Medicine student wins inaugural Saint Mary MacKillop Award

Document Type

Media Release

Publication Date

Fall 15-4-2011

Publisher Name

The University of Notre Dame Australia, Fremantle Campus

Publication Place



First year Medicine student Amy Rosario is the inaugural recipient of The University of Notre Dame Australia’s (UNDA) Saint Mary MacKillop Award for her outstanding contribution to the advancement of the Catholic mission and the Objects of the University on the Fremantle Campus.

Ms Rosario was congratulated for her achievements in front of academic staff, fellow students and family members at the UNDA Awards Ceremony held at the Fremantle Campus on Tuesday, April 12.

The St Mary MacKillop Award was one of four service awards presented which recognised students’ commitment, dedication and enthusiasm to pastoral care at university and in the wider community.

The Award was established in recognition of St Mary MacKillop’s canonisation on October 17, 2010 – the only Australian to be recognised by the Catholic Church as a saint.

It adds to Ms Rosario’s growing number of accolades including the Dianne Wansborough Scholarship for Nursing in 2008 and the St John of God Health Care Outstanding Student Award in 2009.

On Campus, Ms Rosario has also been a student mentor, a student ambassador, a member of the Student Affairs Committee, President of the Nursing Society and part of the Mary MacKillop Festival in 2010.

“With all the work I did to get the Festival happening, to actually have an award named after her is so amazing and to be the first recipient is a huge honour,” Ms Rosario said.

“I think it’s really important to enjoy your undergraduate degree as it’s one of the only times in your life where you have the opportunity, time and flexibility to do all these beautiful things Notre Dame offers you.”

The Archbishop Foley Award was presented to Vincent Restifo, the Faulkner Award to Mardi McNamara and Sarah Crute won her third Service Award at Notre Dame as she received the Helen Lombard Award.

Ms Crute has been the President and Vice President of the Notre Dame Students for Social Justice and is currently the national representative for the St Vincent de Paul Society.

The highest academic award presented at the ceremony, the University Medal, was won by 2010 Bachelor of Commerce graduate Gemma Roddan.

The award is reserved for the highest achieving graduate from an undergraduate course on the Fremantle Campus in the previous year.

Currently employed with Deloitte Australia, a firm that provides risk management and financial advice to selected clients, she said the best part of her Notre Dame experience was having very good lecturers and tutors.

“There were a few stand outs that helped guide me along the way and give me the capacity to do the absolute best I could,” Ms Roddan said.

Vice Chancellor Professor Celia Hammond congratulated all students on their achievements and encouraged them to continue striving for the best results.

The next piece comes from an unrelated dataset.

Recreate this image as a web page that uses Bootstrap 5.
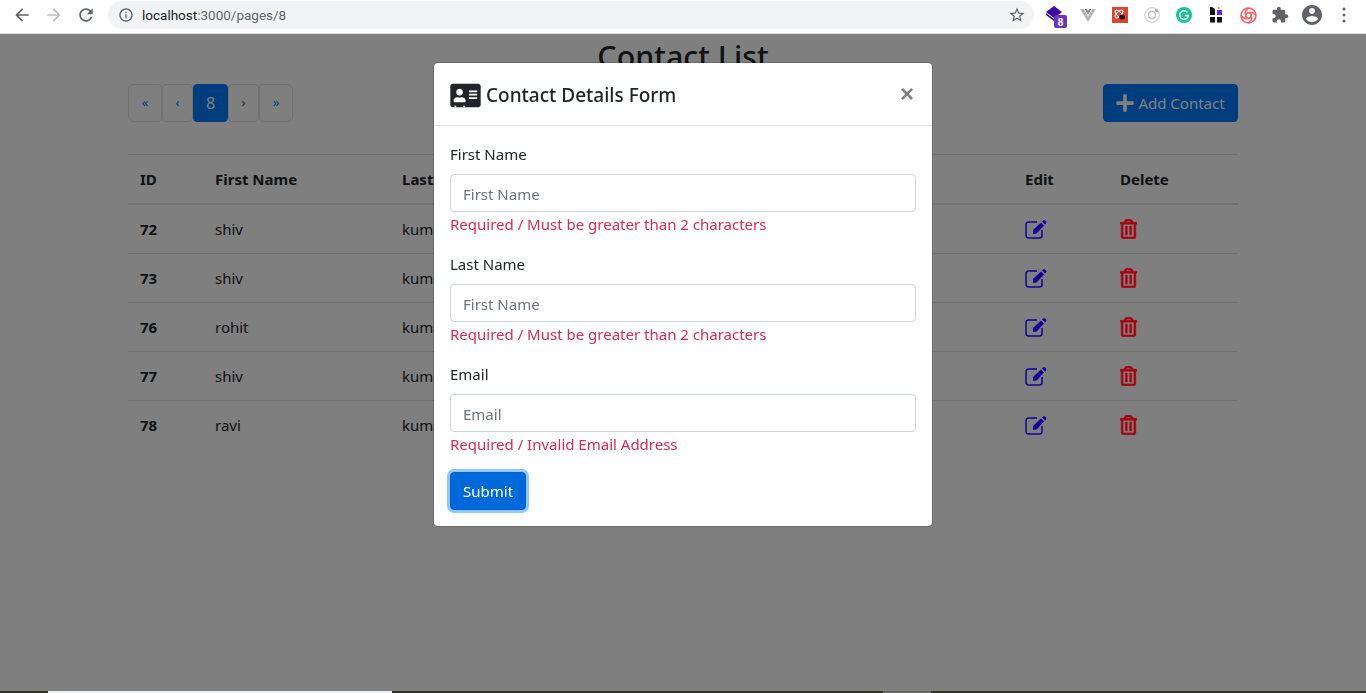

“To those who have won academic awards, we are recognising your effort, your initiative, your perseverance and your dedication to your studies,” Prof Hammond said at the ceremony.

“To those of you who have won our service awards, we are recognising that you have acted on your inherent capacity for love and compassion for others in concrete ways.”

The Vice Chancellor’s Medal for undergraduate studies went to the following students:

  • School of Arts and Sciences – Nigel Hayward and Jessica Rawnsley
  • School of Business – Gemma Thomson
  • School of Education – Jessie Martyr
  • School of Health Sciences – Michelle Davis
  • School of Law – Megan Kingdon
  • School of Medicine – Justin Barton
  • School of Nursing – Carrie Clarkson
  • School of Philosophy and Theology – Ryan Lister
  • School of Physiotherapy – Arnika Lindbeck and Jonathan Mathers

Mark Pearson and Helen Wilson both received the Vice Chancellor’s Medal for postgraduate studies, recognising their outstanding results in the Doctor of Counselling program.